たとえば、目標コストが1万円で、サプライヤーA社のコストが1万1500円であれば、マイナス15点で結果85点(100点―15点)。サプライヤーB社のコストが1万2500円であれば、マイナス25点で結果75点(100点―25点)。という計算である。

しかし、この調達・購買部門は、その評価の独立性ゆえに、評価基準を変更してしまう。目標コストを達成したところを100点とするのは同じだ。しかし、そこから10%離れていればマイナス20点、そこから15%離れていればマイナス30点、そこから25%離れていればマイナス50点というものに変更するのである。これまでの基準を2倍し、目標コストに達成していない場合のマイナス幅を大きくしたのだ。

すると、どのように変化するだろう。

<図をクリックなさると、大きくすることもできます

まったく同じ見積りで、まったく同じ選好順序だったのに、調達・購買部門が評価基準を変更することで、まんまと調達・購買部門は自部門にふさわしいサプライヤーを誘導するのである。

・QCD批判論を超えて

各部門は、他部門に影響を受けずに評価を実施しない限り、間違った結果を生み出す、といった。だから、独立し、絶対的な基準と尺度で、各部門は評価を実施せねばならないのだった。

しかし、その結果はどうか。

絶対的な点数で評価したところで、各部門は自部門の便益を最大化するために、自部門の評価影響力を意図的に増していくのである。自分たちがつける各サプライヤーの点数に大きな差を創造する。その部門の評価に、全体が大きく依存することになる。

これによって、やはりQCD評価の恣意性がふたたび明らかになった。QCDは恣意的なものにならざるを得ない、という結果になった。私はこのことを悲観しているのだろうか。そうではない。民主主義もQCD評価も、それが絶対であるはずはない、という程度の認識はすでに持っていた。それを理論的に説明しただけのことだ。
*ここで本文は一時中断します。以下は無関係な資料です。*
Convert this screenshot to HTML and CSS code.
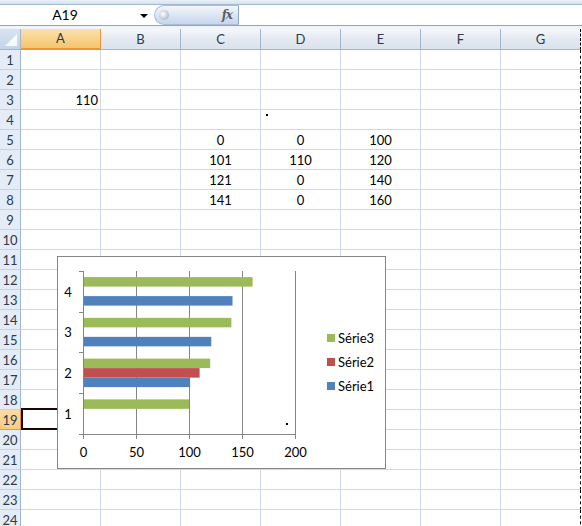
FILE: index.html
```html
<!DOCTYPE html>
<html>
<head>
<meta charset="utf-8">
<link rel="stylesheet" href="styles.css">
</head>
<body>
<div class="app">
  <div class="topband"></div>
  <div class="fbar">
    <div class="namebox"><span class="name">A19</span><span class="arrow"></span></div>
    <div class="pill"><span class="knob"></span><span class="fx">fx</span></div>
    <div class="finput"></div>
  </div>
  <div class="gap"></div>
  <div class="sheet">
    <div class="row hdr">
      <div class="corner"><svg width="20" height="20" viewBox="0 0 20 20"><polygon points="17,5 17,17 5,17" fill="#ffffff" opacity="0.85"/></svg></div>
      <div class="ch sel">A</div><div class="ch">B</div><div class="ch">C</div><div class="ch">D</div><div class="ch">E</div><div class="ch">F</div><div class="ch last">G</div>
    </div>
    <div class="row"><div class="rh">1</div><div class="c"></div><div class="c"></div><div class="c"></div><div class="c"></div><div class="c"></div><div class="c"></div><div class="c last"></div></div>
    <div class="row"><div class="rh">2</div><div class="c"></div><div class="c"></div><div class="c"></div><div class="c"></div><div class="c"></div><div class="c"></div><div class="c last"></div></div>
    <div class="row"><div class="rh">3</div><div class="c num">110</div><div class="c"></div><div class="c"></div><div class="c"></div><div class="c"></div><div class="c"></div><div class="c last"></div></div>
    <div class="row"><div class="rh">4</div><div class="c"></div><div class="c"></div><div class="c"></div><div class="c"><span class="dot"></span></div><div class="c"></div><div class="c"></div><div class="c last"></div></div>
    <div class="row"><div class="rh">5</div><div class="c"></div><div class="c"></div><div class="c mid">0</div><div class="c mid">0</div><div class="c mid">100</div><div class="c"></div><div class="c last"></div></div>
    <div class="row"><div class="rh">6</div><div class="c"></div><div class="c"></div><div class="c mid">101</div><div class="c mid">110</div><div class="c mid">120</div><div class="c"></div><div class="c last"></div></div>
    <div class="row"><div class="rh">7</div><div class="c"></div><div class="c"></div><div class="c mid">121</div><div class="c mid">0</div><div class="c mid">140</div><div class="c"></div><div class="c last"></div></div>
    <div class="row"><div class="rh">8</div><div class="c"></div><div class="c"></div><div class="c mid">141</div><div class="c mid">0</div><div class="c mid">160</div><div class="c"></div><div class="c last"></div></div>
    <div class="row"><div class="rh">9</div><div class="c"></div><div class="c"></div><div class="c"></div><div class="c"></div><div class="c"></div><div class="c"></div><div class="c last"></div></div>
    <div class="row"><div class="rh">10</div><div class="c"></div><div class="c"></div><div class="c"></div><div class="c"></div><div class="c"></div><div class="c"></div><div class="c last"></div></div>
    <div class="row"><div class="rh">11</div><div class="c"></div><div class="c"></div><div class="c"></div><div class="c"></div><div class="c"></div><div class="c"></div><div class="c last"></div></div>
    <div class="row"><div class="rh">12</div><div class="c"></div><div class="c"></div><div class="c"></div><div class="c"></div><div class="c"></div><div class="c"></div><div class="c last"></div></div>
    <div class="row"><div class="rh">13</div><div class="c"></div><div class="c"></div><div class="c"></div><div class="c"></div><div class="c"></div><div class="c"></div><div class="c last"></div></div>
    <div class="row"><div class="rh">14</div><div class="c"></div><div class="c"></div><div class="c"></div><div class="c"></div><div class="c"></div><div class="c"></div><div class="c last"></div></div>
    <div class="row"><div class="rh">15</div><div class="c"></div><div class="c"></div><div class="c"></div><div class="c"></div><div class="c"></div><div class="c"></div><div class="c last"></div></div>
    <div class="row"><div class="rh">16</div><div class="c"></div><div class="c"></div><div class="c"></div><div class="c"></div><div class="c"></div><div class="c"></div><div class="c last"></div></div>
    <div class="row"><div class="rh">17</div><div class="c"></div><div class="c"></div><div class="c"></div><div class="c"></div><div class="c"></div><div class="c"></div><div class="c last"></div></div>
    <div class="row"><div class="rh">18</div><div class="c"></div><div class="c"></div><div class="c"></div><div class="c"></div><div class="c"></div><div class="c"></div><div class="c last"></div></div>
    <div class="row"><div class="rh sel">19</div><div class="c"></div><div class="c"></div><div class="c"></div><div class="c"></div><div class="c"></div><div class="c"></div><div class="c last"></div></div>
    <div class="row"><div class="rh">20</div><div class="c"></div><div class="c"></div><div class="c"></div><div class="c"></div><div class="c"></div><div class="c"></div><div class="c last"></div></div>
    <div class="row"><div class="rh">21</div><div class="c"></div><div class="c"></div><div class="c"></div><div class="c"></div><div class="c"></div><div class="c"></div><div class="c last"></div></div>
    <div class="row"><div class="rh">22</div><div class="c"></div><div class="c"></div><div class="c"></div><div class="c"></div><div class="c"></div><div class="c"></div><div class="c last"></div></div>
    <div class="row"><div class="rh">23</div><div class="c"></div><div class="c"></div><div class="c"></div><div class="c"></div><div class="c"></div><div class="c"></div><div class="c last"></div></div>
    <div class="row"><div class="rh">24</div><div class="c"></div><div class="c"></div><div class="c"></div><div class="c"></div><div class="c"></div><div class="c"></div><div class="c last"></div></div>

    <div class="cursor"></div>

    <div class="chart">
      <svg class="plot" width="327" height="211" viewBox="0 0 327 211">
        <g stroke="#868686" stroke-width="1" fill="none">
          <line x1="78.5" y1="14" x2="78.5" y2="178"/>
          <line x1="131.5" y1="14" x2="131.5" y2="178"/>
          <line x1="184.5" y1="14" x2="184.5" y2="178"/>
          <line x1="237.5" y1="14" x2="237.5" y2="178"/>
        </g>
        <g>
          <rect x="25" y="20.1" width="169.6" height="9.5" fill="#9bbb59"/>
          <rect x="25" y="39.1" width="149.5" height="9.5" fill="#4f81bd"/>
          <rect x="25" y="60.85" width="148.4" height="9.5" fill="#9bbb59"/>
          <rect x="25" y="79.85" width="128.3" height="9.5" fill="#4f81bd"/>
          <rect x="25" y="101.6" width="127.2" height="9.5" fill="#9bbb59"/>
          <rect x="25" y="111.1" width="116.6" height="9.5" fill="#c0504d"/>
          <rect x="25" y="120.6" width="107.1" height="9.5" fill="#4f81bd"/>
          <rect x="25" y="142.35" width="106" height="9.5" fill="#9bbb59"/>
        </g>
        <g stroke="#868686" stroke-width="1" fill="none">
          <line x1="25.5" y1="14" x2="25.5" y2="178"/>
          <line x1="25" y1="177.5" x2="238" y2="177.5"/>
          <line x1="21" y1="14.5" x2="25" y2="14.5"/>
          <line x1="21" y1="55.5" x2="25" y2="55.5"/>
          <line x1="21" y1="95.5" x2="25" y2="95.5"/>
          <line x1="21" y1="136.5" x2="25" y2="136.5"/>
          <line x1="21" y1="177.5" x2="25" y2="177.5"/>
          <line x1="25.5" y1="178" x2="25.5" y2="182"/>
          <line x1="78.5" y1="178" x2="78.5" y2="182"/>
          <line x1="131.5" y1="178" x2="131.5" y2="182"/>
          <line x1="184.5" y1="178" x2="184.5" y2="182"/>
          <line x1="237.5" y1="178" x2="237.5" y2="182"/>
        </g>
        <g class="lbl" text-anchor="middle">
          <text x="10" y="39.5">4</text>
          <text x="10" y="79.5">3</text>
          <text x="10" y="120.5">2</text>
          <text x="10" y="161.5">1</text>
          <text x="25.5" y="199.5">0</text>
          <text x="78.5" y="199.5">50</text>
          <text x="131.5" y="199.5">100</text>
          <text x="184.5" y="199.5">150</text>
          <text x="237.5" y="199.5">200</text>
        </g>
        <rect x="228" y="166" width="2" height="2" fill="#000"/>
        <g class="lbl">
          <rect x="269" y="77" width="8" height="8" fill="#9bbb59"/>
          <text x="280" y="85.5">Série3</text>
          <rect x="269" y="101" width="8" height="8" fill="#c0504d"/>
          <text x="280" y="109.5">Série2</text>
          <rect x="269" y="125" width="8" height="8" fill="#4f81bd"/>
          <text x="280" y="133.5">Série1</text>
        </g>
      </svg>
    </div>
  </div>
</div>
</body>
</html>
```

FILE: styles.css
```css
html, body {
  margin: 0;
  padding: 0;
  background: #ffffff;
}
body {
  width: 582px;
  height: 526px;
  overflow: hidden;
  font-family: Lato, "Liberation Sans", sans-serif;
  font-size: 13px;
  color: #000;
}
.app {
  width: 582px;
}
.topband {
  height: 4px;
  background: linear-gradient(#e9f0f9, #d3e0f0);
  border-bottom: 1px solid #a7bad3;
}
.fbar {
  display: flex;
  height: 20px;
  background: #ffffff;
  border-bottom: 1px solid #8fa6c2;
}
.namebox {
  width: 154px;
  display: flex;
  align-items: center;
  position: relative;
}
.name {
  width: 130px;
  text-align: center;
  font-size: 14px;
  line-height: 20px;
}
.arrow {
  width: 0;
  height: 0;
  border-left: 4px solid transparent;
  border-right: 4px solid transparent;
  border-top: 4px solid #000;
  margin-left: 10px;
  margin-top: 1px;
}
.pill {
  width: 85px;
  box-sizing: border-box;
  height: 20px;
  border: 1px solid #a9bdd6;
  border-right: 1px solid #8ea4c0;
  border-radius: 10px 0 0 10px;
  background: linear-gradient(#f4f7fc, #dbe6f4 50%, #c6d6ee);
  display: flex;
  align-items: center;
  justify-content: space-between;
  padding: 0 6px 0 4px;
}
.knob {
  width: 10px;
  height: 10px;
  border-radius: 50%;
  background: radial-gradient(circle at 40% 40%, #ffffff, #b9c4d2 65%, #8f9cae);
}
.fx {
  font-family: "DejaVu Serif", "Liberation Serif", serif;
  font-style: italic;
  font-weight: bold;
  font-size: 12px;
  color: #5e5e5e;
  letter-spacing: -1px;
}
.finput {
  flex: 1;
  background: #fff;
}
.gap {
  height: 3px;
  background: #f1f4f9;
}
.sheet {
  position: relative;
}
.row {
  display: flex;
  height: 20px;
}
.row.hdr {
  height: 21px;
}
.corner {
  width: 21px;
  box-sizing: border-box;
  border-right: 1px solid #9eb6ce;
  border-bottom: 1px solid #9eb6ce;
  background: linear-gradient(#d9e4f2, #c3d3e8);
  line-height: 0;
}
.ch {
  width: 80px;
  box-sizing: border-box;
  border-right: 1px solid #9eb6ce;
  border-bottom: 1px solid #9eb6ce;
  background: linear-gradient(#f5f7fb, #e4e9f1 50%, #dae2ec);
  text-align: center;
  line-height: 20px;
  font-size: 13px;
  color: #2b3a4c;
}
.ch.sel {
  background: linear-gradient(#fbe2b2, #f8d38c 50%, #f4c56e);
  border-right: 1px solid #f29436;
  border-bottom: 2px solid #f29436;
  line-height: 19px;
}
.ch.last {
  border-right: 1px dashed #000;
}
.rh {
  width: 21px;
  box-sizing: border-box;
  background: #e4ecf7;
  border-right: 1px solid #9eb6ce;
  border-bottom: 1px solid #c5d3e4;
  text-align: center;
  line-height: 20px;
  font-size: 13px;
  color: #2b3a4c;
}
.rh.sel {
  background: linear-gradient(#fbdca5, #f8cd7f);
  border-right: 1px solid #f29436;
  border-bottom: 1px solid #f29436;
}
.c {
  width: 80px;
  box-sizing: border-box;
  border-right: 1px solid #d0d7e5;
  border-bottom: 1px solid #d0d7e5;
  line-height: 20px;
  font-size: 13px;
  position: relative;
}
.c.last {
  border-right: 1px dashed #000;
}
.c.num {
  text-align: right;
  padding-right: 2px;
}
.c.mid {
  text-align: center;
}
.dot {
  position: absolute;
  left: 5px;
  top: 4px;
  width: 2px;
  height: 2px;
  background: #000;
}
.cursor {
  position: absolute;
  left: 21px;
  top: 379px;
  width: 81px;
  height: 22px;
  box-sizing: border-box;
  border: 2px solid #1c0606;
}
.chart {
  position: absolute;
  left: 57px;
  top: 227px;
  width: 329px;
  height: 213px;
  box-sizing: border-box;
  border: 1px solid #868686;
  background: #ffffff;
}
.plot {
  display: block;
}
.lbl text {
  font-family: Lato, "Liberation Sans", sans-serif;
  font-size: 13px;
  fill: #000;
}
```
われわれは、この恣意性と制度の破綻を、明るく受け取めなければいけない。それは良くも悪くも、仕組みを知ることで、自部門に有利な結果に導くことができるからだ。それは、もしかすると、厳密性を欠いた行為かもしれない。

しかし、私はそれでもいいのではないか、と思う。評価など、そもそも完璧ではありえない。だとすると、それを前提としたうえで、自分に有利な結果を創りあげていったほうが、はるかに実利的だからだ。

また、それこそが、私がQCD評価に捧げた一つの願いでもある。